Pricing for the 2013 Pathfinder starts at $28,270 for a front-wheel-drive S model and can climb as high as $40,770 for an all-wheel-drive Platinum. That excludes options like the $2,300 Platinum Premium Package (tri-zone entertainment, panoramic moonroof) and $400 Trailer Tow Package (with a 5,000-pound tow rating), but even so, a fully decked-out Pathfinder tops out at $44,295 including $825 for destination. A similarly equipped Explorer Limited goes for just under $50,000, though the latter does include features not available on the Nissan including Xenon headlamps and more luxurious six-passenger seating.
Speaking of Ford, there's a lesson to be learned here regarding the whole SUV/CUV dilemma. When the Dearborn automaker launched the 2011 Explorer, it ditched the body-on-frame architecture of the previous model in favor of a unibody platform, and the results have proven successful. Ford sold over 135,000 Explorers in 2011, compared with just 60,000 of its dated utility in 2010. Considering the fact that Nissan managed to move only around 26,000 Pathfinders in 2011, there's vast room for growth here.
Considering the fact that Nissan managed to move only around 26,000 Pathfinders in 2011, there's vast room for growth here.

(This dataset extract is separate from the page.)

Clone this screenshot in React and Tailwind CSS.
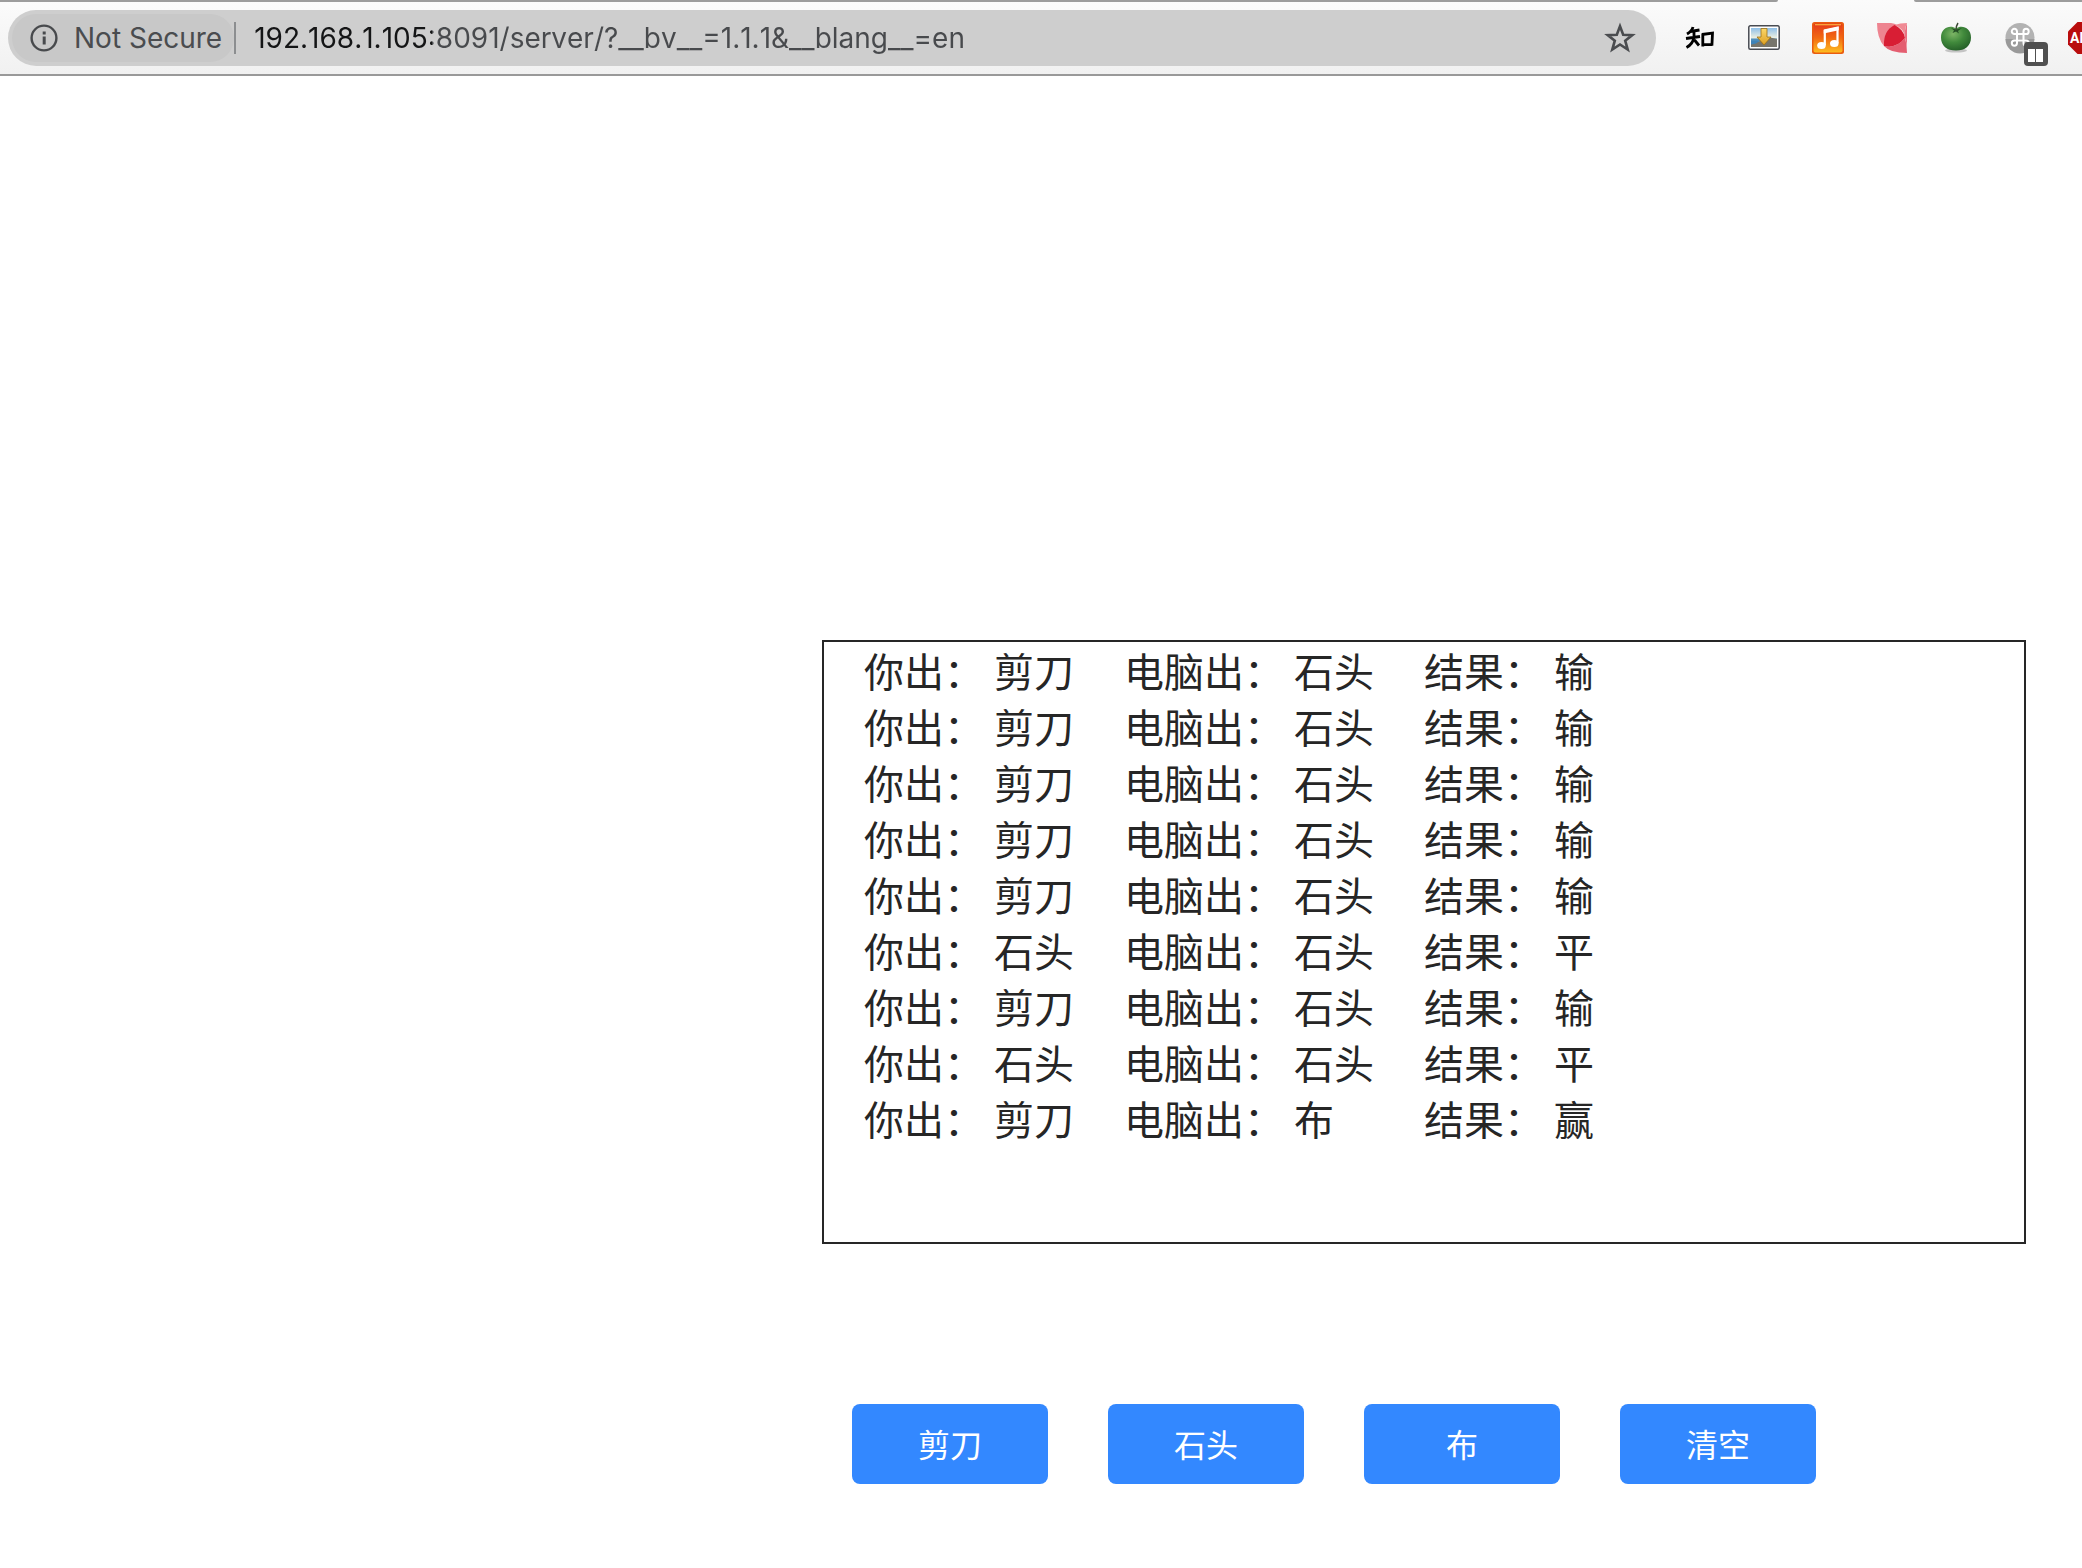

So regardless of what you call it – crossover, SUV, whatever – Nissan has a people mover on its hands with the potential to do great things for its maker here in the US, especially in this three-row, family-friendly segment. It may blur the lines of traditional classes even further, but we don't think buyers will be put off. By offering a well-appointed cabin, lots of functionality and decent driving dynamics wrapped in a sleek (well, sleeker) new wrapper, we don't see how this new Pathfinder could be anything less than successful.